The only exception to these rules would be when CC75C is part of a multi-study paper where such mention of CC75C in the authors list would be inappropriate. In this case CC75C should be included as a searchable keyword.
Each paper should include mention of the CC75C study website address within the paper itself, with the University of Cambridge, Department of Public Health and Primary Care contact details provided under author affiliations of at least one study investigator.
Publicity
To obtain maximum publicity for the study, publications need to be easy to find. The study must be mentioned in the abstract and, where possible, the title. All papers should include a phrase such as one of the following within the abstract:
The paper reports on analysis of the Cambridge City over-75s Cohort study (CC75C) using data version x.x.
Study participants were originally part of the Cambridge City over-75s Cohort study (CC75C).
The methodology developed within this paper was validated using the Cambridge City over-75s Cohort study (CC75C).

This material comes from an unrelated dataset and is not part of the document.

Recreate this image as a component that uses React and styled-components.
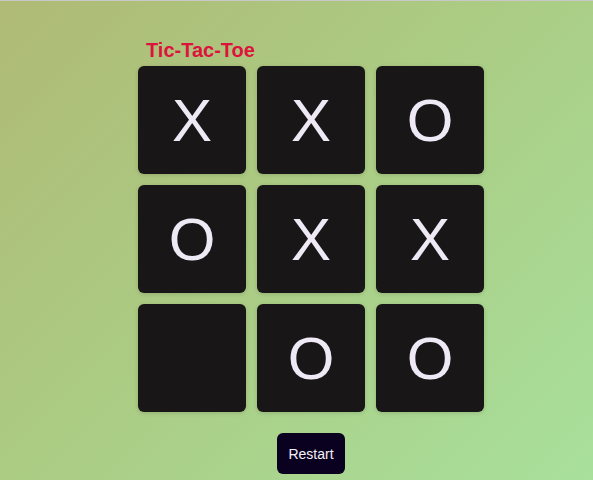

The only exception to this rule would be where many studies are included within the paper itself and to mention them all would be impossible. CC75C would then be included in the searchable keyword (and also within the acknowledgements).
Acknowledgements
Alongside any author specific acknowledgements applicable to the paper, the paper must acknowledge the respondents, their families, friends or carers who provided proxy informant data, and staff in collaborating general practices and care homes. The original investigators and specific previous collaborators whose contribution is relevant to the paper should be mentioned as appropriate, or reference made to the full list given on the Study Personnel page of the website. Acknowledgement should also be made of past and present funders of the study, particularly grant-awarding bodies supporting the on-going study or any specific interview wave on which analyses are based; the full list of previous funding organisations may be omitted provided a link is given to the Grants page of the website.